▶ _Task directions_: Word for word, print each line of the listing below; pictures stay out.

──────── Raw data

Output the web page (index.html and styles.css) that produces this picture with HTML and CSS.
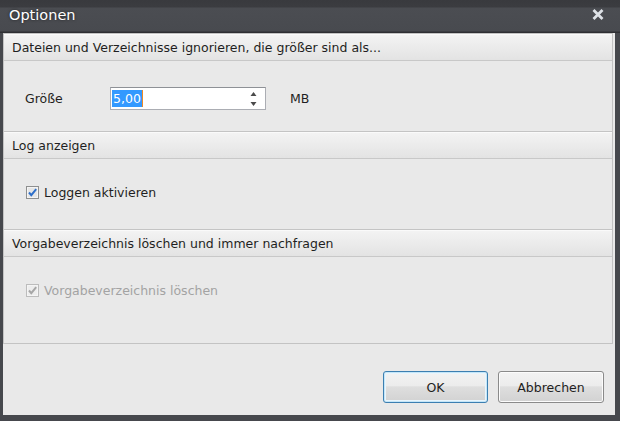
FILE: index.html
```html
<!DOCTYPE html>
<html lang="de">
<head>
<meta charset="utf-8">
<title>Optionen</title>
<link rel="stylesheet" href="styles.css">
</head>
<body>
<div class="window">
  <div class="titlebar">
    <span class="title">Optionen</span>
    <span class="close" aria-label="Schließen">
      <svg width="12" height="11" viewBox="0 0 12 11"><path d="M1.5 1 L10.5 10 M10.5 1 L1.5 10" stroke="#dde1e6" stroke-width="2.8" fill="none"/></svg>
    </span>
  </div>
  <div class="client">
    <div class="panel">
      <section class="group">
        <div class="group-header">Dateien und Verzeichnisse ignorieren, die größer sind als...</div>
        <div class="group-body size-row">
          <span class="field-label">Größe</span>
          <div class="spin">
            <span class="spin-value"><span class="selected">5,00</span><span class="caret"></span></span>
            <span class="spin-arrows">
              <svg width="7" height="16" viewBox="0 0 7 16"><path d="M3.5 1 L6.5 5 L0.5 5 Z M0.5 11 L6.5 11 L3.5 15 Z" fill="#4a4a4a"/></svg>
            </span>
          </div>
          <span class="unit">MB</span>
        </div>
      </section>
      <section class="group">
        <div class="group-header">Log anzeigen</div>
        <div class="group-body check-row">
          <span class="checkbox">
            <svg width="13" height="13" viewBox="0 0 13 13"><rect x="0.5" y="0.5" width="12" height="12" fill="#f4f4f4" stroke="#8e8f8f"/><rect x="2" y="2" width="9" height="9" fill="#e6e6e6"/><path d="M3 6.5 L5.3 9.2 L10.2 3.2" stroke="#2e6fc9" stroke-width="2" fill="none"/></svg>
          </span>
          <span class="check-label">Loggen aktivieren</span>
        </div>
      </section>
      <section class="group last">
        <div class="group-header">Vorgabeverzeichnis löschen und immer nachfragen</div>
        <div class="group-body check-row disabled">
          <span class="checkbox">
            <svg width="13" height="13" viewBox="0 0 13 13"><rect x="0.5" y="0.5" width="12" height="12" fill="#f4f4f4" stroke="#bcbcbc"/><rect x="2" y="2" width="9" height="9" fill="#ededed"/><path d="M3 6.5 L5.3 9.2 L10.2 3.2" stroke="#a6a6a6" stroke-width="2" fill="none"/></svg>
          </span>
          <span class="check-label">Vorgabeverzeichnis löschen</span>
        </div>
      </section>
    </div>
    <div class="footer">
      <button class="btn default">OK</button>
      <button class="btn">Abbrechen</button>
    </div>
  </div>
</div>
</body>
</html>
```

FILE: styles.css
```css
* { box-sizing: border-box; }
html, body { margin: 0; padding: 0; }
body {
  font-family: "DejaVu Sans", sans-serif;
  font-size: 12.5px;
  color: #1f1f22;
}
.window {
  width: 620px;
  height: 421px;
  background: #46484d;
  display: flex;
  flex-direction: column;
}
.titlebar {
  height: 33px;
  flex: none;
  display: flex;
  justify-content: space-between;
  align-items: flex-start;
  padding: 6px 16px 0 9px;
  background: linear-gradient(#393a3e 0, #3b3c40 7px, #4b4d52 8px, #484a4f 31px, #2e2f33 32px);
}
.title {
  color: #ffffff;
  font-size: 14.5px;
  line-height: 18px;
  text-shadow: 0 0 3px rgba(0, 0, 0, 0.6);
}
.close { display: flex; padding-top: 3px; }
.client {
  flex: 1;
  margin: 0 5px 6px 3px;
  background: #e9e9e9;
  display: flex;
  flex-direction: column;
}
.panel {
  height: 311px;
  margin-right: 2px;
  border: 1px solid #c3c3c3;
  display: flex;
  flex-direction: column;
}
.group { display: flex; flex-direction: column; }
.group.last { flex: 1; }
.group-header {
  height: 27px;
  border-top: 1px solid #fafafa;
  border-bottom: 1px solid #c8c8c8;
  background: linear-gradient(#f3f3f3, #e3e3e3);
  padding-left: 8px;
  line-height: 25px;
  white-space: nowrap;
}
.group-body {
  height: 71px;
  border-bottom: 1px solid #c4c4c4;
  padding: 26px 0 0 21px;
  display: flex;
  align-items: flex-start;
}
.group.last .group-body { flex: 1; border-bottom: none; height: auto; }
.size-row { align-items: flex-start; }
.field-label { width: 85px; line-height: 23px; }
.spin {
  width: 156px;
  height: 23px;
  background: #ffffff;
  border: 1px solid #abadb3;
  border-top-color: #8e9196;
  display: flex;
  align-items: center;
  justify-content: space-between;
  padding: 0 8px 0 1px;
}
.spin-value { display: flex; align-items: center; height: 17px; }
.selected {
  background: #3399ff;
  color: #ffffff;
  line-height: 17px;
  padding: 0 1px 0 1px;
}
.caret { width: 1px; height: 17px; background: #f08a24; }
.spin-arrows { display: flex; }
.unit { margin-left: 24px; line-height: 23px; }
.check-row { padding-top: 27px; padding-left: 22px; align-items: flex-start; }
.checkbox { display: flex; width: 13px; height: 13px; }
.check-label { margin-left: 5px; line-height: 13px; }
.disabled .check-label { color: #a3a3a3; }
.footer {
  flex: 1;
  display: flex;
  justify-content: flex-end;
  align-items: flex-start;
  gap: 10px;
  padding: 27px 11px 0 0;
}
.btn {
  font-family: "DejaVu Sans", sans-serif;
  font-size: 12.5px;
  color: #1f1f22;
  width: 106px;
  height: 32px;
  border: 1px solid #8a8a8a;
  border-radius: 3px;
  background: linear-gradient(#f3f3f3 0%, #ececec 45%, #dedede 50%, #d2d2d2 100%);
  box-shadow: inset 0 0 0 1px #fcfcfc;
  padding: 0;
}
.btn.default {
  width: 105px;
  border-color: #3c7fb1;
  box-shadow: inset 0 0 0 1px #c5e6f8, inset 0 0 0 2px #e9f5fc;
}
```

────────────────

▶ _Result of this exercise_:
Output the web page (index.html and styles.css) that produces this picture with HTML and CSS.
FILE: index.html
```html
<!DOCTYPE html>
<html lang="de">
<head>
<meta charset="utf-8">
<title>Optionen</title>
<link rel="stylesheet" href="styles.css">
</head>
<body>
<div class="window">
  <div class="titlebar">
    <span class="title">Optionen</span>
    <span class="close" aria-label="Schließen">
      <svg width="12" height="11" viewBox="0 0 12 11"><path d="M1.5 1 L10.5 10 M10.5 1 L1.5 10" stroke="#dde1e6" stroke-width="2.8" fill="none"/></svg>
    </span>
  </div>
  <div class="client">
    <div class="panel">
      <section class="group">
        <div class="group-header">Dateien und Verzeichnisse ignorieren, die größer sind als...</div>
        <div class="group-body size-row">
          <span class="field-label">Größe</span>
          <div class="spin">
            <span class="spin-value"><span class="selected">5,00</span><span class="caret"></span></span>
            <span class="spin-arrows">
              <svg width="7" height="16" viewBox="0 0 7 16"><path d="M3.5 1 L6.5 5 L0.5 5 Z M0.5 11 L6.5 11 L3.5 15 Z" fill="#4a4a4a"/></svg>
            </span>
          </div>
          <span class="unit">MB</span>
        </div>
      </section>
      <section class="group">
        <div class="group-header">Log anzeigen</div>
        <div class="group-body check-row">
          <span class="checkbox">
            <svg width="13" height="13" viewBox="0 0 13 13"><rect x="0.5" y="0.5" width="12" height="12" fill="#f4f4f4" stroke="#8e8f8f"/><rect x="2" y="2" width="9" height="9" fill="#e6e6e6"/><path d="M3 6.5 L5.3 9.2 L10.2 3.2" stroke="#2e6fc9" stroke-width="2" fill="none"/></svg>
          </span>
          <span class="check-label">Loggen aktivieren</span>
        </div>
      </section>
      <section class="group last">
        <div class="group-header">Vorgabeverzeichnis löschen und immer nachfragen</div>
        <div class="group-body check-row disabled">
          <span class="checkbox">
            <svg width="13" height="13" viewBox="0 0 13 13"><rect x="0.5" y="0.5" width="12" height="12" fill="#f4f4f4" stroke="#bcbcbc"/><rect x="2" y="2" width="9" height="9" fill="#ededed"/><path d="M3 6.5 L5.3 9.2 L10.2 3.2" stroke="#a6a6a6" stroke-width="2" fill="none"/></svg>
          </span>
          <span class="check-label">Vorgabeverzeichnis löschen</span>
        </div>
      </section>
    </div>
    <div class="footer">
      <button class="btn default">OK</button>
      <button class="btn">Abbrechen</button>
    </div>
  </div>
</div>
</body>
</html>
```

FILE: styles.css
```css
* { box-sizing: border-box; }
html, body { margin: 0; padding: 0; }
body {
  font-family: "DejaVu Sans", sans-serif;
  font-size: 12.5px;
  color: #1f1f22;
}
.window {
  width: 620px;
  height: 421px;
  background: #46484d;
  display: flex;
  flex-direction: column;
}
.titlebar {
  height: 33px;
  flex: none;
  display: flex;
  justify-content: space-between;
  align-items: flex-start;
  padding: 6px 16px 0 9px;
  background: linear-gradient(#393a3e 0, #3b3c40 7px, #4b4d52 8px, #484a4f 31px, #2e2f33 32px);
}
.title {
  color: #ffffff;
  font-size: 14.5px;
  line-height: 18px;
  text-shadow: 0 0 3px rgba(0, 0, 0, 0.6);
}
.close { display: flex; padding-top: 3px; }
.client {
  flex: 1;
  margin: 0 5px 6px 3px;
  background: #e9e9e9;
  display: flex;
  flex-direction: column;
}
.panel {
  height: 311px;
  margin-right: 2px;
  border: 1px solid #c3c3c3;
  display: flex;
  flex-direction: column;
}
.group { display: flex; flex-direction: column; }
.group.last { flex: 1; }
.group-header {
  height: 27px;
  border-top: 1px solid #fafafa;
  border-bottom: 1px solid #c8c8c8;
  background: linear-gradient(#f3f3f3, #e3e3e3);
  padding-left: 8px;
  line-height: 25px;
  white-space: nowrap;
}
.group-body {
  height: 71px;
  border-bottom: 1px solid #c4c4c4;
  padding: 26px 0 0 21px;
  display: flex;
  align-items: flex-start;
}
.group.last .group-body { flex: 1; border-bottom: none; height: auto; }
.size-row { align-items: flex-start; }
.field-label { width: 85px; line-height: 23px; }
.spin {
  width: 156px;
  height: 23px;
  background: #ffffff;
  border: 1px solid #abadb3;
  border-top-color: #8e9196;
  display: flex;
  align-items: center;
  justify-content: space-between;
  padding: 0 8px 0 1px;
}
.spin-value { display: flex; align-items: center; height: 17px; }
.selected {
  background: #3399ff;
  color: #ffffff;
  line-height: 17px;
  padding: 0 1px 0 1px;
}
.caret { width: 1px; height: 17px; background: #f08a24; }
.spin-arrows { display: flex; }
.unit { margin-left: 24px; line-height: 23px; }
.check-row { padding-top: 27px; padding-left: 22px; align-items: flex-start; }
.checkbox { display: flex; width: 13px; height: 13px; }
.check-label { margin-left: 5px; line-height: 13px; }
.disabled .check-label { color: #a3a3a3; }
.footer {
  flex: 1;
  display: flex;
  justify-content: flex-end;
  align-items: flex-start;
  gap: 10px;
  padding: 27px 11px 0 0;
}
.btn {
  font-family: "DejaVu Sans", sans-serif;
  font-size: 12.5px;
  color: #1f1f22;
  width: 106px;
  height: 32px;
  border: 1px solid #8a8a8a;
  border-radius: 3px;
  background: linear-gradient(#f3f3f3 0%, #ececec 45%, #dedede 50%, #d2d2d2 100%);
  box-shadow: inset 0 0 0 1px #fcfcfc;
  padding: 0;
}
.btn.default {
  width: 105px;
  border-color: #3c7fb1;
  box-shadow: inset 0 0 0 1px #c5e6f8, inset 0 0 0 2px #e9f5fc;
}
```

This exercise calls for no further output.